Tips for networking:
- Focus on building relationships; be authentic and considerate.
- Be intentional. Don't leave networking to chance. Be proactive and create a list of people you would like to contact.
- Make networking a habit that you do on an ongoing basis.
- Don't take "no" personally. Most people want to help, but sometimes the timing just isn't right. If someone has to say no, don't take it personally and move on to your next contact.
- Develop (and practice) your "elevator speech." Write a brief summary of what you want people to know about you, e.g., your degree, career interests/skills, what you are seeking. Make it upbeat and succinct.
- Nurture your network. Follow up with your contacts. If they offered advice and you acted on it, let them know how it impacted you. Appreciate help offered and say thank you.
- Find ways to reciprocate. Remember that your ultimate goal is to cultivate mutually beneficial relationships.
Unlike an employment interview for an internship or job, in an informational interview you are the interviewer. Talking with someone who is engaged in work that interests you allows you to learn about a career path from an expert in the field.
Use informational interviews to help you:
- Explore careers: Ask questions to evaluate if it is a path you would like to pursue and what gaps in your experience you may need to fill.
- Identify future employers: Investigate the culture of a particular organization of interest and/or gain advice about how to navigate the field (this can be learned through understanding the professional’s own career path and asking for advice on how you might get started in the field.)
Asking for a job should not be your objective for this type of interview. Focus on information gathering and relationship building and avoid actions like offering your résumé (unless you are asked for it). Make it clear that you are there to learn about the person and their work and company, not to ask for a job. An exception is if your interviewee steers the conversation to employment. You can then follow the interviewee’s lead.
Determine whom to contact:
- Ask friends, family, faculty, advisors, members of community groups you belong to, etc., for referrals to people they know who work in the career field you are researching. Everyone you know has a network; however, they can't help you find people if you don't let them know what and who you are looking for.
- Research online for organizations that employ people in that career field. When researching company websites, find a staff list. If one is available, review the names and job titles of the employees. Who has a job title in line with what you want to learn about?
- Try an online networking platform like LinkedIn. Search by company, career field, or the UO page for alumni.
Conduct research prior to asking for a meeting:
- Learn what you can about your interviewee and the organization they work for. Check for a bio on their company website and a LinkedIn or other social media profile. This will allow you to confirm your interest in the professional and help you explain why you want to talk with them.
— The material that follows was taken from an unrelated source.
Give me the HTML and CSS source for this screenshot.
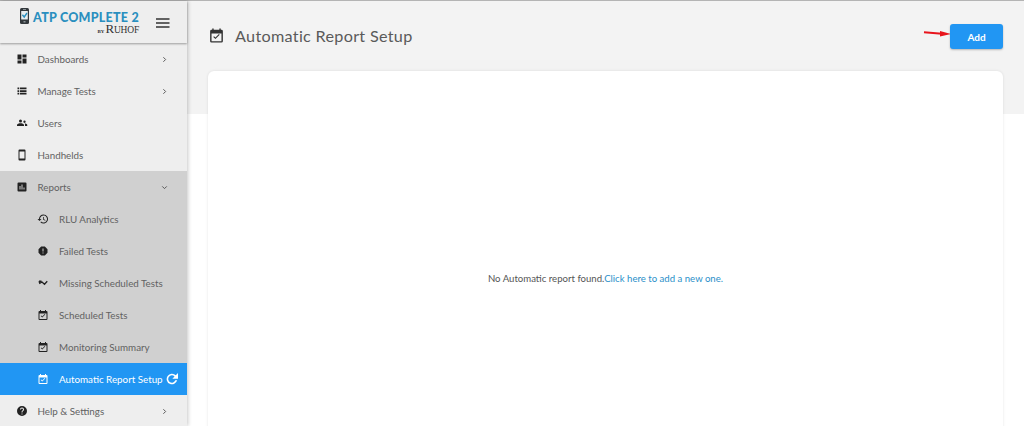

- Research will help you write your interview questions. Questions you ask should reflect a basic knowledge of the career you are investigating and the company where the professional is working. This will save you and the professional valuable time and show your commitment to this process.
Initiate the meeting:
- Send a message to the professional letting them know who you are, what you want, and why you are interested in talking with them specifically. Often professionals are willing to speak with you and share their perspective.
Prepare questions in advance:
- Design your questions to get the answers that will clarify if this is the career and/or organization for you. Because you will have limited time, be selective and create questions that are most meaningful to you.
Example Informational Interview Questions:
Career Path Questions:
- What are your daily tasks and responsibilities?
- What do you like most about your job? What do you find most challenging?
- What skills are necessary to succeed in your field/industry?
- What training and experiences led you to or prepared you for this field?
- What types of certification, licensing, or advanced degrees are necessary in your field?
- What qualities do you think are important for success in this occupation?
Occupational Environment Questions:
- Describe the organizational culture. What do you like most about it? What parts would you like to change?
- How many hours a week do you work? How much overtime is expected?
- How much flexibility are you allowed on the job in terms of dress, hours, vacation...?
- What are the current trends within your industry/field?
- How did you select this company?
- What kinds of challenges—at the company, division, or department level—do you encounter?
- How often do you receive feedback from your supervisor?
- What kinds of meetings do you participate in? How often?
- Are there any professional groups or associations that I should belong to?
- Do you know of any other professionals in this field who might be willing to talk with me?
- What advice can you offer to someone interested in entering your field?
- What’s the best method for finding a job in this field?
- Are there any college courses/areas of study you would recommend?
Plan on doing multiple informational interviews in each career field you explore. It is very important to get more than one point of view. If applicable, talk with people in various work settings to understand the differences (e.g., government, private sector, non-profit, education).
The day of the interview
- Be punctual. Consider your presentation/dress and show your interviewee that you are invested in this process.
- To help you remember your questions, make a list of them to guide the conversation. If you like, take notes.
- Rely on your voice to express your interest and enthusiasm.
- Listen closely so you avoid talking over/interrupting your interviewee.
- Set the stage: Find a space to use that has a neutral background with minimal distractions. Also, choose a well-lit space. Don't face the camera into a light source such as a window or lamp, as it can darken your face making it difficult to see your facial expressions.
- Your camera: Position your camera at eye level (not above or below). Make eye contact with the camera on your device. Show yourself from the waist or chest up so your head doesn’t appear to be floating.
For both phone and video:
- Use a quiet space where you will not be interrupted. Let roommates know what you are doing so they can be mindful about making excessive noise.
- Close any unnecessary apps on your computer to avoid noises and distractions.
- Evaluate the interview. Ask yourself how you currently feel about this occupation/organization. Do you want to keep researching this career path and/or employer?
- Write a thank-you note to the person you interviewed and to anyone else who was helpful to you.
- Keep in touch by following up with your interviewee to let them know how their help has been of service and how you are doing with your career exploration or job search.